Momentan (eigentlich ja schon seit 1,5 Jahren) ist es so, dass ich keinen Tag vor 2 oder 3 Uhr ins Bett komme, um 7 (Di und Fr) oder 8 Uhr aber wieder aufstehen muss. Manchmal schlafe ich auch nur vier Stunden, selten über sechs, was für mich zu wenig ist. Pan weist mich jeden Freitag auf meine viel zu dunklen Augenringe hin, die erst bis zum Sonntag wieder einem relativ erholten Gesichtsausdruck weichen, da ich das Wochenende über fast immer sehr früh zu Bett gehe, was deshalb möglich ist, da ich diese Tage besser strukturieren kann, obwohl Pan sagt, dass ich mit meinem Lebenswandel meine Gesundheit ruiniere. Auf weitere Umstände mag ich auch gar nicht näher eingehen. Es wäre zu bizarr, wobei ich spüre, dass sich so ganz allmählich eine tiefe Wut in mir ausbreitet. 31 Tage zählt der August, von denen ich lediglich zwei frei habe. Ich bin innerlich so kaputt, zerborsten. Manchmal erscheine ich mir selbst wie ein kleines Wunder, weil ich wieder einen Tag überlebt habe. Ich bin mir sicher, dass der Tag kommen wird, an dem ich an meine Grenzen stoße und etwas passieren wird, wobei ich weiß, dass ich mich dann verfluchen werde, weil ich nicht vorher die Notbremse gezogen habe, weil ich mir in diesem Punkt wirklich sicher bin. Es ist nur eine Frage der Zeit.

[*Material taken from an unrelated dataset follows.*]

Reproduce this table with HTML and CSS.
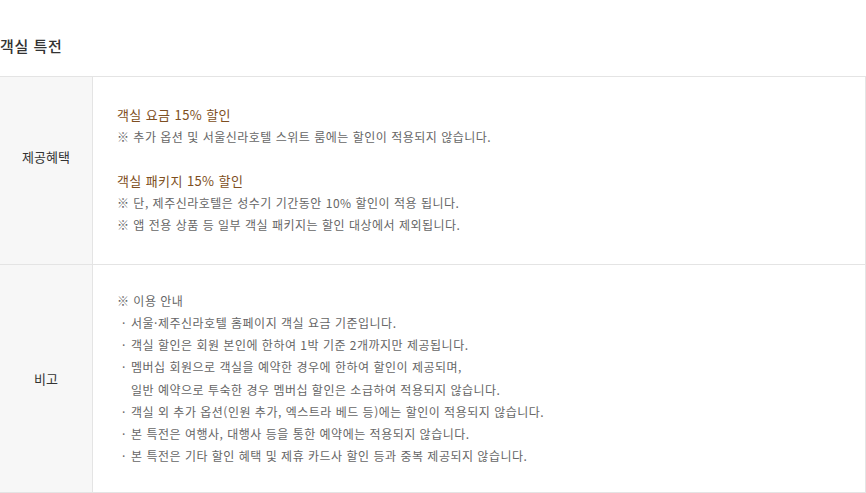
FILE: index.html
```html
<!DOCTYPE html>
<html lang="ko">
<head>
  <meta charset="UTF-8" />
  <meta name="viewport" content="width=device-width, initial-scale=1" />
  <title>객실 특전</title>
  <link rel="stylesheet" href="styles.css">
</head>
<body>

  <!-- Section title -->
  <h2 class="section-title">객실 특전</h2>

  <!-- Benefit table -->
  <div class="benefit-table">
    <div class="row row-benefit">
      <div class="label label-offset">제공혜택</div>
      <div class="content">
        <div class="benefit">
          <p class="benefit-title">객실 요금 15% 할인</p>
          <p class="note">※ 추가 옵션 및 서울신라호텔 스위트 룸에는 할인이 적용되지 않습니다.</p>
        </div>
        <div class="benefit">
          <p class="benefit-title">객실 패키지 15% 할인</p>
          <p class="note">※ 단, 제주신라호텔은 성수기 기간동안 10% 할인이 적용 됩니다.</p>
          <p class="note">※ 앱 전용 상품 등 일부 객실 패키지는 할인 대상에서 제외됩니다.</p>
        </div>
      </div>
    </div>
    <div class="row row-remark">
      <div class="label">비고</div>
      <div class="content">
        <p class="note">※ 이용 안내</p>
        <ul class="guide-list">
          <li>서울·제주신라호텔 홈페이지 객실 요금 기준입니다.</li>
          <li>객실 할인은 회원 본인에 한하여 1박 기준 2개까지만 제공됩니다.</li>
          <li>멤버십 회원으로 객실을 예약한 경우에 한하여 할인이 제공되며,<br>일반 예약으로 투숙한 경우 멤버십 할인은 소급하여 적용되지 않습니다.</li>
          <li>객실 외 추가 옵션(인원 추가, 엑스트라 베드 등)에는 할인이 적용되지 않습니다.</li>
          <li>본 특전은 여행사, 대행사 등을 통한 예약에는 적용되지 않습니다.</li>
          <li>본 특전은 기타 할인 혜택 및 제휴 카드사 할인 등과 중복 제공되지 않습니다.</li>
        </ul>
      </div>
    </div>
  </div>

</body>
</html>
```

FILE: styles.css
```css
body, html {
  margin: 0; padding: 0;
  font-family: "Noto Sans CJK KR", "Noto Sans", sans-serif;
  background: #fff;
  color: #666;
}
body {
  width: 866px;
}
p, ul {
  margin: 0; padding: 0;
}

/* Title */
.section-title {
  margin: 0;
  padding: 36px 0 20px 0;
  font-size: 15px;
  line-height: 20px;
  font-weight: 500;
  letter-spacing: 0.6px;
  color: #333;
}

/* Table */
.benefit-table {
  border-top: 1px solid #e4e4e4;
  border-right: 1px solid #e4e4e4;
}
.row {
  display: grid;
  grid-template-columns: 93px 1fr;
  border-bottom: 1px solid #e4e4e4;
}
.label {
  display: flex;
  align-items: center;
  justify-content: center;
  background: #f7f7f7;
  border-right: 1px solid #e4e4e4;
  font-size: 13px;
  color: #333;
}
.label-offset {
  padding-bottom: 28px;
}
.content {
  padding: 0 24px;
  font-size: 12px;
  line-height: 22px;
  letter-spacing: 0.5px;
}
.row-benefit .content {
  padding-top: 27px;
  padding-bottom: 28px;
}
.row-remark .content {
  padding-top: 25px;
  padding-bottom: 25px;
}

.benefit + .benefit {
  margin-top: 22px;
}
.benefit-title {
  font-size: 13px;
  letter-spacing: 0.4px;
  color: #7e4f22;
}
.note {
  color: #666;
}

.guide-list {
  list-style: none;
}
.guide-list li {
  padding-left: 14px;
  text-indent: -9px;
  line-height: 22.2px;
}
.guide-list li::before {
  content: "·";
  display: inline-block;
  width: 9px;
  text-indent: 0;
}
```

Ich bin so müde, richtig müde, ausgepowert, mein Kopf schmerzt, meistens dauerhaft. Selbst K geht es heute so schlecht, dass er inzwischen schon die dritte Valium eingeworfen hat. Ich habe mich vorhin mal ein bisschen eingelesen. Vielleicht sollte ich ihn mal fragen, ob ich auch eine haben kann. An solchen Tagen wie heute kann man sich gar nicht genug zudröhnen.

Klamm und feinporig kündigt sich der nahende Herbst nun inzwischen schon allmorgendlich kondensierend auf den Fenstern an, die mit einer diesigen Feuchte belegt bereits jetzt auf die in Bälde eintretenden immer größer werdenden Temperaturschwankungen hinweisen. Auch wenn die Sonne derzeit noch die Kraft hat, durch ihre Erwärmung die Feuchtigkeit der Luft tagsüber zu verdunsten, stimmt es mich betrüblich zu wissen, was unveränderlich kommen wird: verkürzte Tage, die zwangsläufig längere Nächte mit sich bringen. Nächte, die mit ihrer anhaltenden Dunkelheit das Gefühl der Einsamkeit verstärken, von den sinkenden Temperaturen mal ganz zu schweigen.

Andererseits finde ich es auch total absurd, bereits jetzt auf den kommenden Sommer 2007 zu blicken, der noch so weit vor uns liegt, obgleich der diesjährige angesichts der Eingebundenheit bis Oktober für mich nicht mehr so viel Möglichkeiten lässt. Wenn es doch nur möglich wäre, das ganze Jahr (Frühling, Herbst und Winter) über so viel zu arbeiten, dass man den Sommer komplett frei hätte, doch das Leben hangelt sich (leider?) nicht an den Wünschen einzelner entlang; das wäre ja noch viel absurder.

Ich werde einfach versuchen, nach meinen mir zustehenden Möglichkeiten das Beste aus diesem verbleibenden Sommer zu machen und jede Minute, die ich mit ihm teilen kann, mit Dankbarkeit und Freude zu füllen.

18 Grad - so kalt war es seit zwei Monaten nicht mehr, hat eben unser lokaler Radiosender verbreitet. Kein Wunder also, dass ich als Frostmaus der Nation heute Nacht bereits wieder mit Heizdecke schlief und gestern Abend schon die Heizung aktivierte. In Anbetracht des Umstandes der die nächsten acht Wochen vor mir liegenden Arbeit könnte ich fast dankbar sein, dass die Temperaturen so unterstützend raumfreundlich – und nicht Schwimmbadsehnsüchte weckend – sind, wenn der Verstand mir zeitgleich nicht sagen würde, dass nach diesen acht Wochen der Sommer sowieso schon vorüber ist.